Worst bottlenecks in North Texas? Right here in Tarrant

6/20/08

By Bud Kennedy
Fort Worth Star-Telegram
Copyright 2008

We’re No. 1.

But not in a good way.

Northeast Loop 820 in Hurst is the worst bottleneck in all of North Texas, according to a new study that ranks the region’s roads among America’s most choked, behind only Los Angeles, New York, Chicago and Washington.

There’s more bad news.

Not only is the 820-Airport Freeway interchange the No. 1 bottleneck — worse than anyplace in Dallas— but the Loop 820 exits at Denton Highway and Rufe Snow Drive are Nos. 2 and 3.

Overall, Northeast Tarrant County drivers face worse traffic than anyone in Dallas or Houston, according to a study of truck GPS data compiled by INRIX Inc. of Seattle.

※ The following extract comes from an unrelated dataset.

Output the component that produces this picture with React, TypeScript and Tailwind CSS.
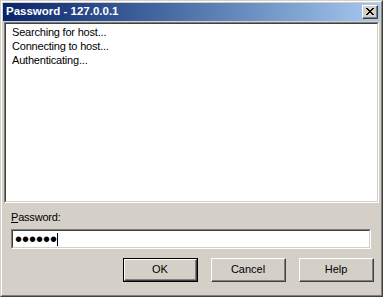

Only Austin — where Interstate 35 amounts to a 5-mile-long elevated parking lot — has a freeway as crowded as Loop 820, and that city’s traffic overall is nowhere near as bad as Fort Worth’s.

What’s more, the region’s No. 4 worst bottleneck is Interstate 35W north of downtown Fort Worth. It’s congested an average of 7 hours a day.

Basically, Houston and Dallas already fixed their roads. We’re waiting for state money.

I would like to assure you that every county and city official is working on the problem.

But I couldn’t find many of them yesterday. For all I know, they were stalled in traffic at Holiday Lane.

When North Richland Hills Mayor Oscar Trevino called back, he was weaving down neighborhood streets to escape U.S. 377.

He described Loop 820 as "just ugly."

"The people who have to drive that every day don’t say nice things," he said. "It’s bad for our city. Businesses want to come, but they see the traffic and say, 'Why would I get into this?’ "

County Judge Glen Whitley is very familiar with the time-waste potential of Loop 820. He lives in Hurst.

"It’s a big drawback to the whole county," he said. "The traffic north of Fort Worth is so unreliable that nobody can predict how long it’ll take to get to work."

There’s a solution in the making. But lots of Texans won’t like it. Three Spanish-owned companies are in the running for a $1 billion contract to widen Loop 820 and operate two private toll lanes. The toll would be $4 each way.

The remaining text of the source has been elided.